## PROMPT
Exclude the pictures and reproduce the remaining data exactly as written.
----------
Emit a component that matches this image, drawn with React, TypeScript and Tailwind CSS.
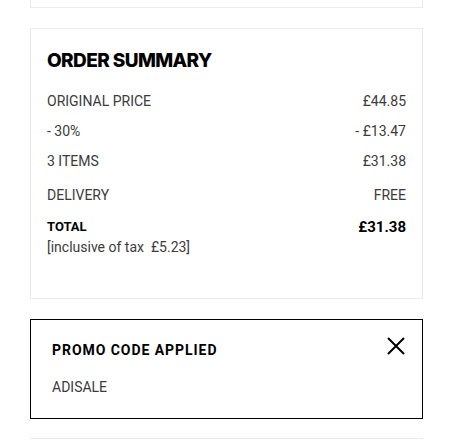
export default function App() {
  const rows = [
    { label: "ORIGINAL PRICE", value: "£44.85", h: "h-[30px]" },
    { label: "- 30%", value: "- £13.47", h: "h-[30px]" },
    { label: "3 ITEMS", value: "£31.38", h: "h-[30px]" },
  ];

  return (
    <div className="w-[466px] h-[448px] bg-white overflow-hidden font-['Roboto',sans-serif]">
      <div className="mx-[30px] w-[393px]">
        {/* previous card, cut off at the top */}
        <div className="h-[8px] border-x border-b border-[#ebebeb]" />

        <div className="mt-[20px] h-[271px] border border-[#ebebeb] px-[16px] pt-[20px]">
          <h2 className="text-[19px] leading-[24px] font-extrabold tracking-[-0.6px] text-black font-['Inter',sans-serif]">
            ORDER SUMMARY
          </h2>
          <div className="mt-[13px] text-[14px] text-[#3b3b3b]">
            {rows.map((r) => (
              <div key={r.label} className={`flex items-center justify-between ${r.h}`}>
                <span>{r.label}</span>
                <span>{r.value}</span>
              </div>
            ))}
            <div className="flex items-center justify-between h-[38px]">
              <span>DELIVERY</span>
              <span>FREE</span>
            </div>
            <div className="flex items-center justify-between mt-[3px] leading-[20px]">
              <span className="font-bold text-black text-[13px]">TOTAL</span>
              <span className="font-bold text-black text-[15px]">£31.38</span>
            </div>
            <div className="leading-[20px]">[inclusive of tax&nbsp; £5.23]</div>
          </div>
        </div>

        <div className="mt-[20px] h-[100px] border border-black px-[21px] pt-[20px] relative">
          <div className="text-[14px] font-bold text-black tracking-[0.95px]">PROMO CODE APPLIED</div>
          <div className="mt-[16px] text-[14px] text-[#3b3b3b]">ADISALE</div>
          <button className="absolute right-[16px] top-[16px] w-[20px] h-[20px] flex items-center justify-center">
            <svg width="18" height="18" viewBox="0 0 18 18" fill="none" stroke="black" strokeWidth="2">
              <path d="M1 1L17 17M17 1L1 17" />
            </svg>
          </button>
        </div>

        <div className="mt-[19px] border-t border-[#ebebeb]" />
      </div>
    </div>
  );
}
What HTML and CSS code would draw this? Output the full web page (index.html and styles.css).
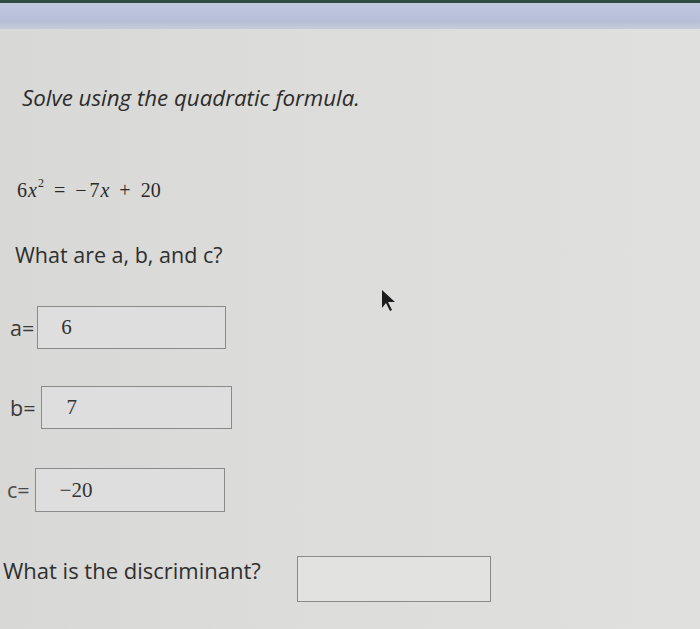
----------
## FULL SOLUTION
Emit a component that matches this image, drawn with React, TypeScript and Tailwind CSS.
export default function App() {
  const rows = [
    { label: "ORIGINAL PRICE", value: "£44.85", h: "h-[30px]" },
    { label: "- 30%", value: "- £13.47", h: "h-[30px]" },
    { label: "3 ITEMS", value: "£31.38", h: "h-[30px]" },
  ];

  return (
    <div className="w-[466px] h-[448px] bg-white overflow-hidden font-['Roboto',sans-serif]">
      <div className="mx-[30px] w-[393px]">
        {/* previous card, cut off at the top */}
        <div className="h-[8px] border-x border-b border-[#ebebeb]" />

        <div className="mt-[20px] h-[271px] border border-[#ebebeb] px-[16px] pt-[20px]">
          <h2 className="text-[19px] leading-[24px] font-extrabold tracking-[-0.6px] text-black font-['Inter',sans-serif]">
            ORDER SUMMARY
          </h2>
          <div className="mt-[13px] text-[14px] text-[#3b3b3b]">
            {rows.map((r) => (
              <div key={r.label} className={`flex items-center justify-between ${r.h}`}>
                <span>{r.label}</span>
                <span>{r.value}</span>
              </div>
            ))}
            <div className="flex items-center justify-between h-[38px]">
              <span>DELIVERY</span>
              <span>FREE</span>
            </div>
            <div className="flex items-center justify-between mt-[3px] leading-[20px]">
              <span className="font-bold text-black text-[13px]">TOTAL</span>
              <span className="font-bold text-black text-[15px]">£31.38</span>
            </div>
            <div className="leading-[20px]">[inclusive of tax&nbsp; £5.23]</div>
          </div>
        </div>

        <div className="mt-[20px] h-[100px] border border-black px-[21px] pt-[20px] relative">
          <div className="text-[14px] font-bold text-black tracking-[0.95px]">PROMO CODE APPLIED</div>
          <div className="mt-[16px] text-[14px] text-[#3b3b3b]">ADISALE</div>
          <button className="absolute right-[16px] top-[16px] w-[20px] h-[20px] flex items-center justify-center">
            <svg width="18" height="18" viewBox="0 0 18 18" fill="none" stroke="black" strokeWidth="2">
              <path d="M1 1L17 17M17 1L1 17" />
            </svg>
          </button>
        </div>

        <div className="mt-[19px] border-t border-[#ebebeb]" />
      </div>
    </div>
  );
}
What HTML and CSS code would draw this? Output the full web page (index.html and styles.css).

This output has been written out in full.